● **Data extract**:
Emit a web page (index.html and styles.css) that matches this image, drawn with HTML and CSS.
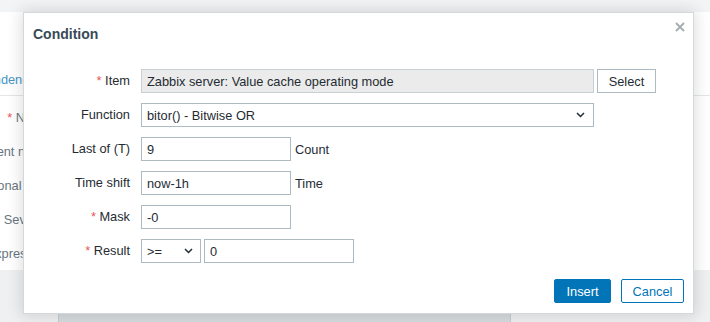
FILE: index.html
```html
<!DOCTYPE html>
<html lang="en">
<head>
  <meta charset="UTF-8">
  <title>Condition</title>
  <link rel="stylesheet" href="styles.css">
</head>
<body>
  <!-- Background page (trigger form), mostly hidden under the dialog -->
  <div class="page">
    <div class="topbar"></div>
    <div class="tabs">
      <div class="bg-label tab-label">Dependencies</div>
    </div>
    <div class="bg-form">
      <div class="bg-label"><span class="req">*</span>&nbsp;Name</div>
      <div class="bg-label">Event name</div>
      <div class="bg-label">Operational data</div>
      <div class="bg-label">Severity</div>
      <div class="bg-label">Expression</div>
    </div>
    <div class="bg-bottom">
      <div class="bg-panel"></div>
    </div>
  </div>

  <!-- Condition dialog -->
  <div class="dialog">
    <div class="dialog-head">
      <h4>Condition</h4>
      <button class="btn-close" title="Close">
        <svg width="10" height="10" viewBox="0 0 10 10"><path d="M1 1L9 9M9 1L1 9" stroke="#a2acb1" stroke-width="1.8" fill="none"/></svg>
      </button>
    </div>

    <div class="form-grid">
      <label class="lbl"><span class="req">*</span> Item</label>
      <div class="field">
        <input class="input input-wide readonly" type="text" value="Zabbix server: Value cache operating mode" readonly>
        <button class="btn-alt">Select</button>
      </div>

      <label class="lbl">Function</label>
      <div class="field">
        <div class="select select-wide">
          <span>bitor() - Bitwise OR</span>
          <svg width="9" height="6" viewBox="0 0 9 6"><path d="M1 1L4.5 4.5L8 1" stroke="#1f2c33" stroke-width="1.5" fill="none"/></svg>
        </div>
      </div>

      <label class="lbl">Last of (T)</label>
      <div class="field">
        <input class="input input-mid" type="text" value="9">
        <span class="hint">Count</span>
      </div>

      <label class="lbl">Time shift</label>
      <div class="field">
        <input class="input input-mid" type="text" value="now-1h">
        <span class="hint">Time</span>
      </div>

      <label class="lbl"><span class="req">*</span> Mask</label>
      <div class="field">
        <input class="input input-mid" type="text" value="-0">
      </div>

      <label class="lbl"><span class="req">*</span> Result</label>
      <div class="field">
        <div class="select select-small">
          <span>&gt;=</span>
          <svg width="9" height="6" viewBox="0 0 9 6"><path d="M1 1L4.5 4.5L8 1" stroke="#1f2c33" stroke-width="1.5" fill="none"/></svg>
        </div>
        <input class="input input-mid" type="text" value="0">
      </div>
    </div>

    <div class="dialog-foot">
      <button class="btn btn-primary">Insert</button>
      <button class="btn btn-secondary">Cancel</button>
    </div>
  </div>
</body>
</html>
```

FILE: styles.css
```css
/* Base */
* { box-sizing: border-box; }
body {
  margin: 0;
  width: 710px;
  height: 322px;
  overflow: hidden;
  background: #ffffff;
  font-family: 'Liberation Sans', Arial, sans-serif;
  font-size: 12.8px;
  color: #1f2c33;
  position: relative;
}

/* Background page */
.page {
  display: flex;
  flex-direction: column;
  height: 322px;
}
.topbar {
  height: 12px;
  background: #f3f4f5;
}
.tabs {
  height: 84px;
  display: flex;
  align-items: flex-end;
  padding-bottom: 8px;
  border-bottom: 1px solid #e3e7ea;
}
.bg-label {
  width: 50px;
  display: flex;
  justify-content: flex-end;
  white-space: nowrap;
  color: #68767f;
  height: 34px;
  align-items: center;
}
.tab-label {
  width: 45px;
  height: auto;
  color: #4796c4;
}
.bg-form {
  padding-top: 4px;
  display: flex;
  flex-direction: column;
}
.req { color: #e45959; }
.bg-bottom {
  flex: 1;
  display: flex;
  align-items: flex-end;
  background: #eef0f1;
}
.bg-panel {
  margin-left: 58px;
  width: 453px;
  height: 12px;
  background: #d6dbde;
  border-left: 1px solid #c6ccd0;
  border-right: 1px solid #c6ccd0;
}

/* Dialog */
.dialog {
  position: absolute;
  top: 12px;
  left: 23px;
  width: 671px;
  height: 302px;
  background: #ffffff;
  border: 1px solid #d3d8db;
  box-shadow: 0 0 14px 2px rgba(0, 0, 0, 0.13);
  display: flex;
  flex-direction: column;
}
.dialog-head {
  padding: 12px 10px 0 9px;
}
.dialog-head h4 {
  margin: 0;
  font-size: 14px;
  line-height: 18px;
  font-weight: bold;
  color: #384a57;
}
.btn-close {
  position: absolute;
  top: 8px;
  right: 7px;
  width: 12px;
  height: 12px;
  padding: 0;
  border: none;
  background: none;
  display: flex;
  align-items: center;
  justify-content: center;
}

/* Form */
.form-grid {
  margin-top: 26px;
  display: grid;
  grid-template-columns: 106px 1fr;
  column-gap: 11px;
  row-gap: 10px;
}
.lbl {
  text-align: right;
  line-height: 24px;
  white-space: nowrap;
}
.field {
  display: flex;
  align-items: center;
  height: 24px;
}
.input {
  height: 24px;
  border: 1px solid #acbbc2;
  padding: 0 5px;
  font-family: inherit;
  font-size: inherit;
  color: #1f2c33;
  background: #ffffff;
  outline: none;
}
.input-wide { width: 453px; }
.input-mid { width: 150px; }
.readonly {
  background: #ebebeb;
  border-color: #c8d0d4;
}
.hint { margin-left: 4px; }
.btn-alt {
  margin-left: 3px;
  width: 59px;
  height: 24px;
  border: 1px solid #acbbc2;
  background: #ffffff;
  font-family: inherit;
  font-size: inherit;
  color: #1f2c33;
  padding: 0;
}
.select {
  height: 24px;
  border: 1px solid #acbbc2;
  display: flex;
  align-items: center;
  justify-content: space-between;
  padding: 0 8px 0 5px;
}
.select-wide { width: 453px; }
.select-small {
  width: 60px;
  margin-right: 3px;
  padding-right: 7px;
}

/* Footer buttons */
.dialog-foot {
  margin-top: auto;
  padding: 0 9px 10px 0;
  display: flex;
  justify-content: flex-end;
  gap: 10px;
}
.btn {
  height: 24px;
  padding: 0;
  border-radius: 2px;
  font-family: inherit;
  font-size: inherit;
  border: 1px solid #0275b8;
}
.btn-primary {
  width: 57px;
  background: #0275b8;
  color: #ffffff;
}
.btn-secondary {
  width: 63px;
  background: #ffffff;
  color: #0275b8;
}
```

● **Exercise prompt**:
Print each line of the material above exactly, with the pictures removed from your copy.

● **Task answer**:
Emit a web page (index.html and styles.css) that matches this image, drawn with HTML and CSS.
FILE: index.html
```html
<!DOCTYPE html>
<html lang="en">
<head>
  <meta charset="UTF-8">
  <title>Condition</title>
  <link rel="stylesheet" href="styles.css">
</head>
<body>
  <!-- Background page (trigger form), mostly hidden under the dialog -->
  <div class="page">
    <div class="topbar"></div>
    <div class="tabs">
      <div class="bg-label tab-label">Dependencies</div>
    </div>
    <div class="bg-form">
      <div class="bg-label"><span class="req">*</span>&nbsp;Name</div>
      <div class="bg-label">Event name</div>
      <div class="bg-label">Operational data</div>
      <div class="bg-label">Severity</div>
      <div class="bg-label">Expression</div>
    </div>
    <div class="bg-bottom">
      <div class="bg-panel"></div>
    </div>
  </div>

  <!-- Condition dialog -->
  <div class="dialog">
    <div class="dialog-head">
      <h4>Condition</h4>
      <button class="btn-close" title="Close">
        <svg width="10" height="10" viewBox="0 0 10 10"><path d="M1 1L9 9M9 1L1 9" stroke="#a2acb1" stroke-width="1.8" fill="none"/></svg>
      </button>
    </div>

    <div class="form-grid">
      <label class="lbl"><span class="req">*</span> Item</label>
      <div class="field">
        <input class="input input-wide readonly" type="text" value="Zabbix server: Value cache operating mode" readonly>
        <button class="btn-alt">Select</button>
      </div>

      <label class="lbl">Function</label>
      <div class="field">
        <div class="select select-wide">
          <span>bitor() - Bitwise OR</span>
          <svg width="9" height="6" viewBox="0 0 9 6"><path d="M1 1L4.5 4.5L8 1" stroke="#1f2c33" stroke-width="1.5" fill="none"/></svg>
        </div>
      </div>

      <label class="lbl">Last of (T)</label>
      <div class="field">
        <input class="input input-mid" type="text" value="9">
        <span class="hint">Count</span>
      </div>

      <label class="lbl">Time shift</label>
      <div class="field">
        <input class="input input-mid" type="text" value="now-1h">
        <span class="hint">Time</span>
      </div>

      <label class="lbl"><span class="req">*</span> Mask</label>
      <div class="field">
        <input class="input input-mid" type="text" value="-0">
      </div>

      <label class="lbl"><span class="req">*</span> Result</label>
      <div class="field">
        <div class="select select-small">
          <span>&gt;=</span>
          <svg width="9" height="6" viewBox="0 0 9 6"><path d="M1 1L4.5 4.5L8 1" stroke="#1f2c33" stroke-width="1.5" fill="none"/></svg>
        </div>
        <input class="input input-mid" type="text" value="0">
      </div>
    </div>

    <div class="dialog-foot">
      <button class="btn btn-primary">Insert</button>
      <button class="btn btn-secondary">Cancel</button>
    </div>
  </div>
</body>
</html>
```

FILE: styles.css
```css
/* Base */
* { box-sizing: border-box; }
body {
  margin: 0;
  width: 710px;
  height: 322px;
  overflow: hidden;
  background: #ffffff;
  font-family: 'Liberation Sans', Arial, sans-serif;
  font-size: 12.8px;
  color: #1f2c33;
  position: relative;
}

/* Background page */
.page {
  display: flex;
  flex-direction: column;
  height: 322px;
}
.topbar {
  height: 12px;
  background: #f3f4f5;
}
.tabs {
  height: 84px;
  display: flex;
  align-items: flex-end;
  padding-bottom: 8px;
  border-bottom: 1px solid #e3e7ea;
}
.bg-label {
  width: 50px;
  display: flex;
  justify-content: flex-end;
  white-space: nowrap;
  color: #68767f;
  height: 34px;
  align-items: center;
}
.tab-label {
  width: 45px;
  height: auto;
  color: #4796c4;
}
.bg-form {
  padding-top: 4px;
  display: flex;
  flex-direction: column;
}
.req { color: #e45959; }
.bg-bottom {
  flex: 1;
  display: flex;
  align-items: flex-end;
  background: #eef0f1;
}
.bg-panel {
  margin-left: 58px;
  width: 453px;
  height: 12px;
  background: #d6dbde;
  border-left: 1px solid #c6ccd0;
  border-right: 1px solid #c6ccd0;
}

/* Dialog */
.dialog {
  position: absolute;
  top: 12px;
  left: 23px;
  width: 671px;
  height: 302px;
  background: #ffffff;
  border: 1px solid #d3d8db;
  box-shadow: 0 0 14px 2px rgba(0, 0, 0, 0.13);
  display: flex;
  flex-direction: column;
}
.dialog-head {
  padding: 12px 10px 0 9px;
}
.dialog-head h4 {
  margin: 0;
  font-size: 14px;
  line-height: 18px;
  font-weight: bold;
  color: #384a57;
}
.btn-close {
  position: absolute;
  top: 8px;
  right: 7px;
  width: 12px;
  height: 12px;
  padding: 0;
  border: none;
  background: none;
  display: flex;
  align-items: center;
  justify-content: center;
}

/* Form */
.form-grid {
  margin-top: 26px;
  display: grid;
  grid-template-columns: 106px 1fr;
  column-gap: 11px;
  row-gap: 10px;
}
.lbl {
  text-align: right;
  line-height: 24px;
  white-space: nowrap;
}
.field {
  display: flex;
  align-items: center;
  height: 24px;
}
.input {
  height: 24px;
  border: 1px solid #acbbc2;
  padding: 0 5px;
  font-family: inherit;
  font-size: inherit;
  color: #1f2c33;
  background: #ffffff;
  outline: none;
}
.input-wide { width: 453px; }
.input-mid { width: 150px; }
.readonly {
  background: #ebebeb;
  border-color: #c8d0d4;
}
.hint { margin-left: 4px; }
.btn-alt {
  margin-left: 3px;
  width: 59px;
  height: 24px;
  border: 1px solid #acbbc2;
  background: #ffffff;
  font-family: inherit;
  font-size: inherit;
  color: #1f2c33;
  padding: 0;
}
.select {
  height: 24px;
  border: 1px solid #acbbc2;
  display: flex;
  align-items: center;
  justify-content: space-between;
  padding: 0 8px 0 5px;
}
.select-wide { width: 453px; }
.select-small {
  width: 60px;
  margin-right: 3px;
  padding-right: 7px;
}

/* Footer buttons */
.dialog-foot {
  margin-top: auto;
  padding: 0 9px 10px 0;
  display: flex;
  justify-content: flex-end;
  gap: 10px;
}
.btn {
  height: 24px;
  padding: 0;
  border-radius: 2px;
  font-family: inherit;
  font-size: inherit;
  border: 1px solid #0275b8;
}
.btn-primary {
  width: 57px;
  background: #0275b8;
  color: #ffffff;
}
.btn-secondary {
  width: 63px;
  background: #ffffff;
  color: #0275b8;
}
```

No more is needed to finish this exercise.